The first official match of the club took place on April 8, 1968, at Américo Guazzelli stadium in a friendly match against Santos. Pelé did not play, but watched the game and participated in the festivities. Santo André won 2 - 1.

In 1984 Santo André were invited to play in Série A based on their State Championship performance. The team reached the third round (ranked 10th overall), but were not invited to compete the following year as the criteria changed.

In 2003, Santo Andre finished as runners-up to Ituano in Série C and thus were promoted to Série B.

In 2004, Santo André won their first national title when they defeated powerhouse Flamengo in the Copa do Brasil final 4-2 on aggregate, gaining the right to compete in the following year's Copa Libertadores. Their first season in Série B was over before it started as the team was docked 12 points for playing an ineligible player.
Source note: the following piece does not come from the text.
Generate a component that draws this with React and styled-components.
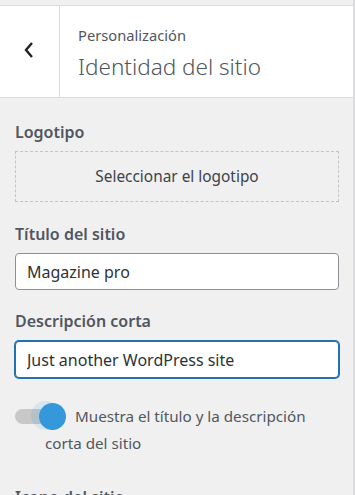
import React from 'react';
import styled, { createGlobalStyle } from 'styled-components';

const Global = createGlobalStyle`
    html, body {
        margin: 0;
        padding: 0;
        background: #f0f0f1;
        font-family: "Noto Sans", "Open Sans", sans-serif;
        color: #3c434a;
    }
`;

const Panel = styled.div`
    width: 355px;
    height: 495px;
    overflow: hidden;
    box-sizing: border-box;
    border-right: 2px solid #dcdcde;
    background: #f0f0f1;
`;

const TopStrip = styled.div`
    height: 5px;
    border-bottom: 1px solid #dcdcde;
`;

const Header = styled.div`
    display: flex;
    height: 91px;
    background: #fff;
    border-bottom: 1px solid #dcdcde;
`;

const BackButton = styled.button`
    width: 60px;
    flex: none;
    border: none;
    border-right: 1px solid #dcdcde;
    background: #fff;
    display: flex;
    align-items: center;
    justify-content: center;
    padding: 0 2px 4px 0;
    color: #1d2327;
`;

const HeaderText = styled.div`
    padding: 19px 18px 0;
    display: flex;
    flex-direction: column;
`;

const Crumb = styled.span`
    font-size: 14.7px;
    color: #50575e;
    line-height: 20px;
`;

const Title = styled.h1`
    margin: 7px 0 0;
    font-size: 22.5px;
    font-weight: 300;
    color: #50575e;
    line-height: 30px;
`;

const Content = styled.div`
    padding: 24px 16px 0 15px;
`;

const Label = styled.div`
    font-size: 16px;
    font-weight: 600;
    color: #50575e;
    line-height: 20px;
    margin-bottom: ${p => p.$gap || 10}px;
`;

const SelectBox = styled.button`
    display: block;
    width: 324px;
    height: 51px;
    border: 1px dashed #c3c4c7;
    background: transparent;
    font-family: inherit;
    font-size: 15.4px;
    color: #3c434a;
    margin-bottom: 22px;
`;

const Input = styled.input`
    display: block;
    box-sizing: border-box;
    width: 324px;
    height: 37px;
    padding: 0 11px;
    border-radius: 4px;
    border: 1px solid ${p => (p.$focus ? '#2271b1' : '#8c8f94')};
    box-shadow: ${p => (p.$focus ? '0 0 0 1px #2271b1' : 'none')};
    background: #fff;
    font-family: inherit;
    font-size: 16px;
    color: #2c3338;
    margin-bottom: ${p => p.$after || 21}px;
    outline: none;
`;

const ToggleRow = styled.div`
    padding-left: 30px;
    font-size: 15.2px;
    line-height: 27px;
    color: #50575e;
    padding-right: 16px;
`;

const Toggle = styled.span`
    display: inline-block;
    position: relative;
    width: 36px;
    height: 15px;
    margin-left: -30px;
    margin-right: 24px;
    vertical-align: -2px;
    border-radius: 8px;
    background: #c8c8c8;
`;

const Knob = styled.span`
    position: absolute;
    left: 24px;
    top: -6px;
    width: 27px;
    height: 27px;
    border-radius: 50%;
    background: #3498db;
    box-shadow: -7px -1px 0 1px rgba(52, 152, 219, 0.12);
`;

const NextLabel = styled(Label)`
    margin-top: 30px;
`;

export default function App() {
    return (
        <Panel>
            <Global />
            <TopStrip />
            <Header>
                <BackButton aria-label="Volver">
                    <svg width="12" height="18" viewBox="0 0 12 18">
                        <path d="M9 2 L3 9 L9 16" fill="none" stroke="#1d2327" strokeWidth="2.4" />
                    </svg>
                </BackButton>
                <HeaderText>
                    <Crumb>Personalización</Crumb>
                    <Title>Identidad del sitio</Title>
                </HeaderText>
            </Header>
            <Content>
                <Label $gap={9}>Logotipo</Label>
                <SelectBox>Seleccionar el logotipo</SelectBox>
                <Label $gap={9}>Título del sitio</Label>
                <Input defaultValue="Magazine pro" />
                <Label $gap={10}>Descripción corta</Label>
                <Input $focus $after={25} defaultValue="Just another WordPress site" />
                <ToggleRow>
                    <Toggle><Knob /></Toggle>
                    Muestra el título y la descripción corta del sitio
                </ToggleRow>
                <NextLabel>Icono del sitio</NextLabel>
            </Content>
        </Panel>
    );
}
This meant at the time of the Copa do Brasil success their point tally on the local tournament was negative. The team recovered to comfortably avoid relegation.

In the 2005 Copa Libertadores, the team was eliminated in the group stage, finishing third, but recorded one of the biggest victories in the competition, a 6-0 victory against Venezuelan club Deportivo Táchira.

In 2008 Santo André were runners-up to Corinthians in the Série B and thus earned promotion to Série A. After a hard-fought campaign Santo André were relegated back to Série B on the last day of the season.

The 2010 Paulista State Championship proved to be a highly successful campaign. The team finished second in the table behind Santos after a mid season seven match winning streak put them in a commanding position. In the playoffs Santo André overcame Grêmio Prudente, before facing the all conquering Santos team who had scored nearly 100 goals already in all competitions. The first game ended in a 3–2 victory for Santos despite Santo André having a man sent off. The second match on 2 May 2010, proved to be an epic encounter as Santo André leveled the tie in the first minute, before being pegged back. A thrilling game finally ended 3–2 to Santo André (5–5 on aggregate) and saw three red cards given to Santos, and one to Santo André. Despite hitting the post twice, Santo André could not break down a professional Santos rear guard action. Santos thus won the title due to their superior overall record.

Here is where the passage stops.